The problems outlined in the FDA letter do not affect any Pfizer products from the McPherson plant available on the market now, according to Pfizer.
Companies that receive such letters must respond within 15 days and investigate the violations named by the FDA, determine their cause and prevent their recurrence.
Failure to correct FDA violations can result in legal action and the withholding of approval of drug applications tied to the facility, the agency said.
In one case, Pfizer recalled vials of antibiotic vancomycin hydrochloride more than four months after receiving a complaint and determining the medicine was contaminated with cardboard.
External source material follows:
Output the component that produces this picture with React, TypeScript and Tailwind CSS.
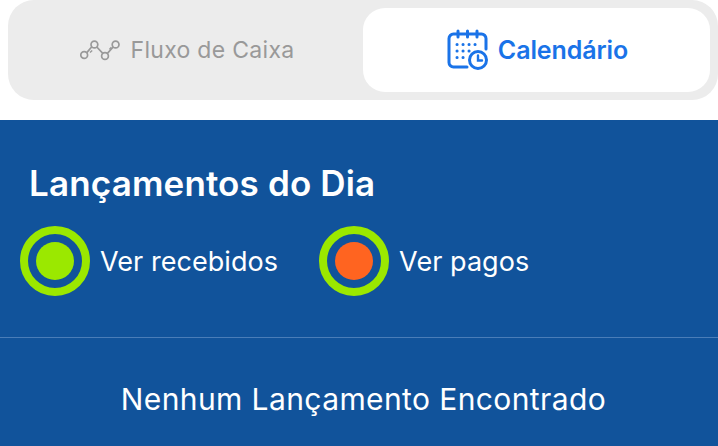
function FlowIcon() {
  return (
    <svg width="40" height="24" viewBox="0 0 40 24" fill="none" stroke="#999999" strokeWidth="1.7">
      <circle cx="4.2" cy="17" r="3.4" />
      <circle cx="14.4" cy="6.5" r="3.4" />
      <circle cx="25" cy="18" r="3.4" />
      <circle cx="35.6" cy="6.5" r="3.4" />
      <path d="M6.8 14.6 11.8 8.8M16.8 9 22.8 15.4M27.4 15.4 33.2 9" />
      <path d="M10 14.6 12.2 12.4M29.4 11.4 31.4 9.2" strokeWidth="1.4" />
    </svg>
  );
}

function CalendarIcon() {
  return (
    <svg width="42" height="42" viewBox="0 0 42 42" fill="none" stroke="#1a73e8" strokeLinecap="round">
      <path d="M20 38H6.5A4.5 4.5 0 0 1 2 33.5V9.5A4.5 4.5 0 0 1 6.5 5h28A4.5 4.5 0 0 1 39 9.5V20" strokeWidth="3" />
      <path d="M11 2v6M20.5 2v6M30 2v6" strokeWidth="3" />
      <path d="M10 15.5h.1M16 15.5h.1M22 15.5h.1M28 15.5h.1M10 22h.1M16 22h.1M22 22h.1M10 28.5h.1M16 28.5h.1" strokeWidth="3" />
      <circle cx="31" cy="31" r="8.5" strokeWidth="3" />
      <path d="M31 26.5V31.5H35" strokeWidth="2.4" />
    </svg>
  );
}

function Radio({ dot, label }: { dot: string; label: string }) {
  return (
    <div className="flex items-center gap-[10px]">
      <div className="flex h-[70px] w-[70px] items-center justify-center rounded-full border-[8px] border-[#9be800]">
        <div className={`h-[38px] w-[38px] rounded-full ${dot}`} />
      </div>
      <span className="text-[27px] leading-none tracking-[0.05px] text-white">{label}</span>
    </div>
  );
}

export default function App() {
  return (
    <div className="h-[446px] w-[718px] overflow-hidden bg-white font-['Inter',sans-serif]">
      <div className="h-[120px] pl-2">
        <div className="flex h-[100px] gap-[4px] rounded-[26px] bg-[#ececec] p-2">
          <div className="flex w-[343px] items-center justify-center gap-[11px] pr-[1px]">
            <FlowIcon />
            <span className="pt-[1px] text-[23px] tracking-[0.3px] text-[#999999]">Fluxo de Caixa</span>
          </div>
          <div className="flex w-[347px] items-center justify-center gap-[9px] rounded-[22px] bg-white pl-[2px]">
            <CalendarIcon />
            <span className="pt-[1px] text-[25px] font-semibold tracking-[-0.1px] text-[#1a73e8]">Calendário</span>
          </div>
        </div>
      </div>
      <div className="h-[326px] bg-[#11539b] text-white">
        <div className="h-[218px] border-b border-[#4a7db8] pl-5">
          <h2 className="pl-[9px] pt-[42px] text-[35px] font-semibold leading-[43px] tracking-[0.15px]">Lançamentos do Dia</h2>
          <div className="mt-[21px] flex gap-[41px]">
            <Radio dot="bg-[#9be800]" label="Ver recebidos" />
            <Radio dot="bg-[#ff6420]" label="Ver pagos" />
          </div>
        </div>
        <p className="pl-[9px] pt-[46px] text-center text-[30px] leading-none tracking-[0.4px]">Nenhum Lançamento Encontrado</p>
      </div>
    </div>
  );
}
“Extrinsic contaminants, such as cardboard, pose a significant risk to patients and indicate that your process for manufacturing sterile injectable products is out of control,” the FDA said.
Other violations cited in the FDA letter deal with sterility procedures, a lack of defect limits for visual inspections and the drug manufacturing facility’s process for quarantining potentially defective materials.
The FDA has also issued similar violations at other Pfizer-owned facilities in the United States, India, Australia and Italy within the last seven years; the agency said, “These repeated failures at multiple sites demonstrate that your company’s oversight and control over the manufacture of drugs is inadequate.”
Hooper said the company is focused on safety, stating, “Patient safety is of primary importance to Pfizer, and the company is committed to ensuring the safety and quality of our medicines.”